One thing that always makes my heart jump for joy — even during an international health disaster! — is another list of free fonts. Therefore I’d like to share today’s little gang of freebies with you, including all kinds of scripts (“Camper,” “Natural Fence,” “Coco Banana”), display fonts (“Stanlow,” “Mauikea”) and a traditional sans serif family (“Thicker”) with 12 weights and multiple styles for each. FYI, if you visit MyFonts.com you can buy the entire “Thicker” font family (on sale) for only $475 … or you can get the same family here for FREE. Woo-hoo! You’ll find download links below the graphic.

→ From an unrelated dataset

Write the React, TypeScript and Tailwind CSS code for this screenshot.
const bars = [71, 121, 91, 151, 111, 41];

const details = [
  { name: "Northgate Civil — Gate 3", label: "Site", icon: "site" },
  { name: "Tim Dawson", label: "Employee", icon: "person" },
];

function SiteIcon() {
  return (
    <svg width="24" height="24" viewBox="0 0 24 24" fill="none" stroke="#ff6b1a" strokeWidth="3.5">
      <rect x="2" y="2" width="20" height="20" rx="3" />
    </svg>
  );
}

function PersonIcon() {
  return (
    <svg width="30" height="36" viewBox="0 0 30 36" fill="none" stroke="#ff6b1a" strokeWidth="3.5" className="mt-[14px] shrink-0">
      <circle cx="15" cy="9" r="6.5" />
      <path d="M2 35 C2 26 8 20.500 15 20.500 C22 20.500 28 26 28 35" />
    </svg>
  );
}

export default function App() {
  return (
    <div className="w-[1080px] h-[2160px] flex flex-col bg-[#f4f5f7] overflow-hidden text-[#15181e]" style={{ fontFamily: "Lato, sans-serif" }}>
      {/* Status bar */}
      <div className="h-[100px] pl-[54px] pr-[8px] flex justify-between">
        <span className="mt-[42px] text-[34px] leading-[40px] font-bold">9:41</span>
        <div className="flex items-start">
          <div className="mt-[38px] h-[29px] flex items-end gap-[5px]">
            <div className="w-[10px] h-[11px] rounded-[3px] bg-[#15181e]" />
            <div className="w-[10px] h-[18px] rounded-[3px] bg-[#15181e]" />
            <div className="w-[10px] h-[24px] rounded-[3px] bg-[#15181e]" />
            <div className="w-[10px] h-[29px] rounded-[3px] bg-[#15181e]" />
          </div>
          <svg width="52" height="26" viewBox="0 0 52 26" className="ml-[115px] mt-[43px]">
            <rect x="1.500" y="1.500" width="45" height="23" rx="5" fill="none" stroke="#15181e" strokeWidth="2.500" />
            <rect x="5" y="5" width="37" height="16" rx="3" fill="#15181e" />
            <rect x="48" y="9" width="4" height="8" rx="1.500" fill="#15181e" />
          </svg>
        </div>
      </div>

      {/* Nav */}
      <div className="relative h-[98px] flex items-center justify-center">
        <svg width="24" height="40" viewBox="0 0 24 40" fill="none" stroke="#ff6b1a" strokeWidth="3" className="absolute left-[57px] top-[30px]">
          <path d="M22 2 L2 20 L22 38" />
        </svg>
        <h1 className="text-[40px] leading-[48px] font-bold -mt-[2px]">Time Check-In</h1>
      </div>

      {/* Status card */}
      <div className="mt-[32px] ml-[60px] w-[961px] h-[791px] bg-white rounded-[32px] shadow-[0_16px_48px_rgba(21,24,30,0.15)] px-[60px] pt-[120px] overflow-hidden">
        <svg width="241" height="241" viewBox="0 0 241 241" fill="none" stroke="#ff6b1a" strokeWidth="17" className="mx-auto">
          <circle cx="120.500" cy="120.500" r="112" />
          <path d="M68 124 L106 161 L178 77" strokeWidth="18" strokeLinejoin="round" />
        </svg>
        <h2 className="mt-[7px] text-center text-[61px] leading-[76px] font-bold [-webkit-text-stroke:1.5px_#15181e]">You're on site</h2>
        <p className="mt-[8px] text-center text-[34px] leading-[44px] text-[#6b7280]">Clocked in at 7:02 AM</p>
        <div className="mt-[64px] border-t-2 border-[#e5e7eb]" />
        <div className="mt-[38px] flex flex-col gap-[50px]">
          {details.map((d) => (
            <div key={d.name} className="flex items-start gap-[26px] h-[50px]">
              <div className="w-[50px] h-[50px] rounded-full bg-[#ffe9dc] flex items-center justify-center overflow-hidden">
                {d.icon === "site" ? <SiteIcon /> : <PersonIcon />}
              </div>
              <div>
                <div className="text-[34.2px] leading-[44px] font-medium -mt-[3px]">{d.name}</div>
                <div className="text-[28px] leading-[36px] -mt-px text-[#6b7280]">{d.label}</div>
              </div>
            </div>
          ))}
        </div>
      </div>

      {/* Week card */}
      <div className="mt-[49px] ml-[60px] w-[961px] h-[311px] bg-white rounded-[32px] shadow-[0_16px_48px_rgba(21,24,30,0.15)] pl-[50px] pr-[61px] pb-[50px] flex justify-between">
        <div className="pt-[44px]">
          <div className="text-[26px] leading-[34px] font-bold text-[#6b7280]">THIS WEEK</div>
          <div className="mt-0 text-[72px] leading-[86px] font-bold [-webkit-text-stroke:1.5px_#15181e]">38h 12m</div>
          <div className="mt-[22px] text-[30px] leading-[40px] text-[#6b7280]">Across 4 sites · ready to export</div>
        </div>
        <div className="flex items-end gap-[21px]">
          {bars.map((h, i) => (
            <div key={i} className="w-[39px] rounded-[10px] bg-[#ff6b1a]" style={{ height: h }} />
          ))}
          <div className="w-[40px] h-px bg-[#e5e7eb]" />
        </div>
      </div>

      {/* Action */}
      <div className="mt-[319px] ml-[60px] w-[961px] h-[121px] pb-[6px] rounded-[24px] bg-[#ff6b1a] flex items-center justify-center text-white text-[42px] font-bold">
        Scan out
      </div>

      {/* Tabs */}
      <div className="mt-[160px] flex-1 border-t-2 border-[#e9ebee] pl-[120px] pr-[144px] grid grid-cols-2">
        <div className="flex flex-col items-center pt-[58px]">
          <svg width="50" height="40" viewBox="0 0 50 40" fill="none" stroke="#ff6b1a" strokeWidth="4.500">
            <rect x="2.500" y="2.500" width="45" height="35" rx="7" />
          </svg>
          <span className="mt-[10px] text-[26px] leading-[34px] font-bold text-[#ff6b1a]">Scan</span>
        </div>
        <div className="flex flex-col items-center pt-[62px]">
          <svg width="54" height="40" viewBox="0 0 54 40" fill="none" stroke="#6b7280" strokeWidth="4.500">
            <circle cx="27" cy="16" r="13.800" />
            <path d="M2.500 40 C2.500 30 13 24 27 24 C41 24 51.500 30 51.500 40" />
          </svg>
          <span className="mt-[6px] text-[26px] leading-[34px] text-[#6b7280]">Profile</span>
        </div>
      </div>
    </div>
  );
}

I think I love collecting gorgeous digital backgrounds almost as much as I love free fonts. With that in mind, yesterday I discovered that one of my favorite shops on Etsy.com — Julie Campbell Designs — had all of its products on sale for 40% off. So check out what I bought! I’ll use these exciting seamless high-res gemstone “bling” backgrounds to create new iPhone cases, padfolios, spiral notebooks, luggage tags and other projects for The Howdygram Store.

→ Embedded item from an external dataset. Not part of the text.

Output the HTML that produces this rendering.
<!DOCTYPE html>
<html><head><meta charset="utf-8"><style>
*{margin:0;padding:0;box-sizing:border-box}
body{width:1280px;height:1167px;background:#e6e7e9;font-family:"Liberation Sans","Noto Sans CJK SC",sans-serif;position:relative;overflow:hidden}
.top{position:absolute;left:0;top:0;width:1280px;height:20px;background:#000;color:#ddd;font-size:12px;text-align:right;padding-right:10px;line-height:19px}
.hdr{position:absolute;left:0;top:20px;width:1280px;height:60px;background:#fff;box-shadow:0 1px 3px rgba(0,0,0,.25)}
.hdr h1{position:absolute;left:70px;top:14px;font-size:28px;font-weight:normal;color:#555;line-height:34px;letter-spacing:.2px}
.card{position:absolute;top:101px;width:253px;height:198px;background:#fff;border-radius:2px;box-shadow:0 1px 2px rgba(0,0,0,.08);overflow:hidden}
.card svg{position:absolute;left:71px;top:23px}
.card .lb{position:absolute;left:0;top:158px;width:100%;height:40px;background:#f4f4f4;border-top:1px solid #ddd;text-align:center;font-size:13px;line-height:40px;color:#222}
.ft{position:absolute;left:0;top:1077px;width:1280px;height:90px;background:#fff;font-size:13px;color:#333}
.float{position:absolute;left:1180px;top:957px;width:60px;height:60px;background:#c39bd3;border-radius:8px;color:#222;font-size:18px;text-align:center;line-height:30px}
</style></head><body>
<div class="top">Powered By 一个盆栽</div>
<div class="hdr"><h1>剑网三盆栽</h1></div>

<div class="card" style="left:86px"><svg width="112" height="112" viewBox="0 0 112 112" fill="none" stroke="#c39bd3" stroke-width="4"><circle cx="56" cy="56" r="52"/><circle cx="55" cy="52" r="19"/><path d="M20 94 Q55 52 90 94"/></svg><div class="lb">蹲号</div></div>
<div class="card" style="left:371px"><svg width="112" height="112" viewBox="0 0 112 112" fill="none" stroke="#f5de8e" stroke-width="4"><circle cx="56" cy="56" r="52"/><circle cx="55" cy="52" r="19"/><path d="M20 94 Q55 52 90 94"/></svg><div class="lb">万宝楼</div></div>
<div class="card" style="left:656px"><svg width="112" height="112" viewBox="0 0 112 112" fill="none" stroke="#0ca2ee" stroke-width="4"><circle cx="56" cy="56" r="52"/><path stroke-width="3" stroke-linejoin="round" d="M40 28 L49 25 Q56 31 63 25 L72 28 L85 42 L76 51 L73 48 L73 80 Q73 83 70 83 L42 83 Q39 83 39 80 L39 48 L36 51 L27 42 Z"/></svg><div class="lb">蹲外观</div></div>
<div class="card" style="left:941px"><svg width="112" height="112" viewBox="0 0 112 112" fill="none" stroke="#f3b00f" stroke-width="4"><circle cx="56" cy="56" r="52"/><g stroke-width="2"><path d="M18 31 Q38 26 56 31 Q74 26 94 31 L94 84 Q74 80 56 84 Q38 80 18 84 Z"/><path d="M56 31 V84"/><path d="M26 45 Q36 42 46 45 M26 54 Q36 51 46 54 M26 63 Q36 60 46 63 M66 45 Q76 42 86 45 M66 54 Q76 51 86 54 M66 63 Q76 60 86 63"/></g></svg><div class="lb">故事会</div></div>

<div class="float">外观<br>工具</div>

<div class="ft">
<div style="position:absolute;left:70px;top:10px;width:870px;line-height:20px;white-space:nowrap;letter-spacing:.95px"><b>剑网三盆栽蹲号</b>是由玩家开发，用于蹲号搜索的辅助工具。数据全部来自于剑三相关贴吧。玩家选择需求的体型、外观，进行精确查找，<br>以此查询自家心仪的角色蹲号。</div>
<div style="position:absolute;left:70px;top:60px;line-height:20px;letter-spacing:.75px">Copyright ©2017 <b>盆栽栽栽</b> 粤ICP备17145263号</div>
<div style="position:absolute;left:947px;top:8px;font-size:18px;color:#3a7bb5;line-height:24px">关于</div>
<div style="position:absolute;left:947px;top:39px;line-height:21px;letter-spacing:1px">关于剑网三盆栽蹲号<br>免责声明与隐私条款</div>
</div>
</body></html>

After I’ve had a chance to finish a few of my new designs I’ll share them with you in the Howdygram. Try to be patient, okay?

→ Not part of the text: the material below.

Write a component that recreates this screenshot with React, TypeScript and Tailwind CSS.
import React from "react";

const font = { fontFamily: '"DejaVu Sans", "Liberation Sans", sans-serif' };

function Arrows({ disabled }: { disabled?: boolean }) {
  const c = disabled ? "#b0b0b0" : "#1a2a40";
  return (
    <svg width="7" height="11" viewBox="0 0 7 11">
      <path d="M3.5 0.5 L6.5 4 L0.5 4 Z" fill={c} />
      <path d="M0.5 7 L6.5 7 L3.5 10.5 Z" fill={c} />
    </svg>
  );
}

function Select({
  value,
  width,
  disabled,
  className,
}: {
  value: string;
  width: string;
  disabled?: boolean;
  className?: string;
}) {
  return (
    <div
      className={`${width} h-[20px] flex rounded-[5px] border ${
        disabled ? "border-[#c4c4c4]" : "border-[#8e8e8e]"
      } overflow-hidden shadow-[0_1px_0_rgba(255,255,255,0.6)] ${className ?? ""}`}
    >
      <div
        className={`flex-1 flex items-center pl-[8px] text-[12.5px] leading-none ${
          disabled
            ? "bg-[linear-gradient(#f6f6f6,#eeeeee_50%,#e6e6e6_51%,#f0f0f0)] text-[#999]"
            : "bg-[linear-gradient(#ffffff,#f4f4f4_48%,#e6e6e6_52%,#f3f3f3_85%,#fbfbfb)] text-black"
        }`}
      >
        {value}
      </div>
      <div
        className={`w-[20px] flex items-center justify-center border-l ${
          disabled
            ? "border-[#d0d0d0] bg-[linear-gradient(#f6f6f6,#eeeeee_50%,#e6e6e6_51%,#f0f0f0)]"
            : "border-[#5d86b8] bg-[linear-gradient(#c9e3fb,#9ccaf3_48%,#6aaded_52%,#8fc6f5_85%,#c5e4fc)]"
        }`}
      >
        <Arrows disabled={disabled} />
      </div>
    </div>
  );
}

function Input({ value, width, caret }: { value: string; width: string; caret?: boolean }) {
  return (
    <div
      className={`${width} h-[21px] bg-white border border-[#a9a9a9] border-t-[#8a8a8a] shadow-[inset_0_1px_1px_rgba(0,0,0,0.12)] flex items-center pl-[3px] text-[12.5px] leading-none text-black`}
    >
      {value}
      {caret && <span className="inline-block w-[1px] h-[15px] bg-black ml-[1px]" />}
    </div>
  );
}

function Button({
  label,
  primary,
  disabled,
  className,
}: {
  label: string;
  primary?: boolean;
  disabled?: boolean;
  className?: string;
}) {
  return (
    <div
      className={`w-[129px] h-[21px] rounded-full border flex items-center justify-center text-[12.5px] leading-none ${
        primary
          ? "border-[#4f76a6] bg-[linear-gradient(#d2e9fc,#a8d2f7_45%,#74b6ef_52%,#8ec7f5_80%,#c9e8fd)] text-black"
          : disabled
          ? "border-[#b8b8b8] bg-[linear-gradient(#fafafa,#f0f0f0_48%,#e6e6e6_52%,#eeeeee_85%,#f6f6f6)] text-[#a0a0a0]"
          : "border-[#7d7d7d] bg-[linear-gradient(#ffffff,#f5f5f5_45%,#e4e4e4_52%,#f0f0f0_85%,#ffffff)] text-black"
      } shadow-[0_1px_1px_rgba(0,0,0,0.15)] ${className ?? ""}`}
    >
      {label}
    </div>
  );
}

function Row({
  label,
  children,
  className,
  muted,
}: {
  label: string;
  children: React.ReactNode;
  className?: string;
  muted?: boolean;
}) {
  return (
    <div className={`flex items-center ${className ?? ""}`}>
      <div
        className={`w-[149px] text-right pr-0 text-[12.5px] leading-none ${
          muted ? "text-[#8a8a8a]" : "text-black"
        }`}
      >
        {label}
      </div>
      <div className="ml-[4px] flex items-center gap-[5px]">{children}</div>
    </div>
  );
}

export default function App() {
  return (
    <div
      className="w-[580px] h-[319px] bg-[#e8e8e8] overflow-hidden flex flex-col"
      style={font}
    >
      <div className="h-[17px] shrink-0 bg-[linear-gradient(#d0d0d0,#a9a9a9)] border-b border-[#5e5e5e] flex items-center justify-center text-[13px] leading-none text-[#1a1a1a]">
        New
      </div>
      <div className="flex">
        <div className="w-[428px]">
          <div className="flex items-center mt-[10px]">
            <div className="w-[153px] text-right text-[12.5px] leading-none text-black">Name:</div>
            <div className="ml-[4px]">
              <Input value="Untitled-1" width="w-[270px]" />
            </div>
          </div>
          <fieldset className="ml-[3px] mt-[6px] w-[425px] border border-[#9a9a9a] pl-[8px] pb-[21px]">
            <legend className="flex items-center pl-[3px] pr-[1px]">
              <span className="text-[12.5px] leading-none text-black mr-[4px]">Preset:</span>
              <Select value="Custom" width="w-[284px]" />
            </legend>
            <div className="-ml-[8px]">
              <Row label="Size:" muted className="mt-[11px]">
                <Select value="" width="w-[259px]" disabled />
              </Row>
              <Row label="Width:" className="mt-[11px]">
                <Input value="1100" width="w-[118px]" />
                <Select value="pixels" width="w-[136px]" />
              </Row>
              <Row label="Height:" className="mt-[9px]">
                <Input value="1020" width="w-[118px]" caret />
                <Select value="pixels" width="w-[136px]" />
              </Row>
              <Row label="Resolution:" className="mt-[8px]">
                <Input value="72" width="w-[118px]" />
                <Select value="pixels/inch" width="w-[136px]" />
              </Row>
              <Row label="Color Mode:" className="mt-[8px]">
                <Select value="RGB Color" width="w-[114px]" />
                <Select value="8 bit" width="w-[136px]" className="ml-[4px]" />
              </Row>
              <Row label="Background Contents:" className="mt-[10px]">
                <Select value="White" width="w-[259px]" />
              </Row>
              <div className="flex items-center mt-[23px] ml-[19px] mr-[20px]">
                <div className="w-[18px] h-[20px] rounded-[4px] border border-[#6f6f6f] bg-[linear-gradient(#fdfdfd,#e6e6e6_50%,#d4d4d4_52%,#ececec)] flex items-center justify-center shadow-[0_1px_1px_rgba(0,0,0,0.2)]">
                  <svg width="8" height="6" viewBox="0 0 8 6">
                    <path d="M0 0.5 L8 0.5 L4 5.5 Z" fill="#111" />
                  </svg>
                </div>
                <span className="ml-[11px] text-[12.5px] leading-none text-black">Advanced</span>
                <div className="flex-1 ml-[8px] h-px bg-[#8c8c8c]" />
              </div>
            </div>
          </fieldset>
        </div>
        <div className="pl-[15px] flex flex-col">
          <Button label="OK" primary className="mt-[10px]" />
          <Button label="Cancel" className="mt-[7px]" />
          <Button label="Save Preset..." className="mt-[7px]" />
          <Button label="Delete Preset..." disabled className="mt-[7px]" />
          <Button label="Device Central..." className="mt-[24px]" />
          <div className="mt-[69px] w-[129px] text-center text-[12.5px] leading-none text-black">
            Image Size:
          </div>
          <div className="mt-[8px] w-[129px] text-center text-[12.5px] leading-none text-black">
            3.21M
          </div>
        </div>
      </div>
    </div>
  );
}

Wal-Mart has restarted its free grocery pickup hoo-hah, so I just placed an order online for pickup Saturday morning between 9 and 10 a.m. at our favorite nearby Wal-Mart superstore on the I-30 service road. Yee-haw! Our order for tomorrow includes all of the following …
  1. Tomatoes-on-the-Vine
  2. Great Value Fully-Cooked Sliced Bacon
  3. Wonder Classic White Bread
  4. Great Value Organic Sliced Mushrooms (two jars)
  5. Great Value Microwaveable Organic Cooked Quinoa
  6. Ancient Harvest Microwaveable Organic Cooked Quinoa
  7. Great Value Strawberry Pie Filling
  8. Philadelphia Cheesecake Filling (24-ounce tub)
  9. Sargento Sliced Medium Natural Cheddar Cheese
  10. Freshness Guaranteed Individual Apple Pie
  11. Freshness Guaranteed Individual Lemon Cake (two)
  12. Peeled Hard-Boiled Eggs (half dozen)
  13. Red Diamond Sugar-Free Iced Tea (one gallon)
  14. Great Value Sugar-Free Iced Tea (two gallons)
  15. Great Value Tomato Soup (two cans)
  16. Campbell’s Cream of Celery Soup (two cans)
  17. Campbell’s Cream of Mushroom Soup (two cans)
  18. Campbell’s Chicken Noodle Soup (four-pack)
  19. Mezzetta Pitted Greek Kalamata Olives (two jars)
  20. Smucker’s Strawberry Sugar-Free Preserves
  21. Smucker’s Peach Sugar-Free Preserves
  22. Sam’s Choice Creamy Cashew Butter
  23. Great Value Natural Organic No-Stir Creamy Peanut Butter
  24. Pictsweet Frozen Yam Patties
  25. Great Value Frozen Crinkle Cut French Fries
  26. Equate Lavender & Jasmine Body Wash
  27. Equate Silk Blossom & Lilac Body Wash
Please allow me to explain some of these purchases, okay?
  • #1 and #2 will make awesome BLTs on #3 (toasted), minus the “L.” Got that?
  • #7 and #8 will create a yummy faux cheesecake without a graham cracker crust.
  • #19 is the best condiment in the world. I eat at least three jars a week.
  • I’ve never tried #22 before, but it sounds fantastic … so why the hell not?!
  • #24 is an easy and speedy way to bake yams. I love yams.
  • We need #25 to help us enjoy a giant bottle of Hunt’s ketchup.
It feels satisfying to NOT add any paper products to this list, because we’ve already got more than enough toilet paper, paper towels and napkins to survive damn near anything. (If we held a garage sale we could triple the prices and make a fortune.)



It’s 5:30 p.m. Friday afternoon and we just wrapped up our last hospice visitor of the week … my L.V.N., Sharon. Sam am I always feel like celebrating when we’re through like this. We love our privacy and sometimes wish we didn’t have to see anybody. If that makes us anti-social now and then, so be it.

I’ve waited a long time to say this: SCREW THE WHOLE WORLD.

Thank you for reading this. Please wash your hands, keep your distance and phone for an appointment.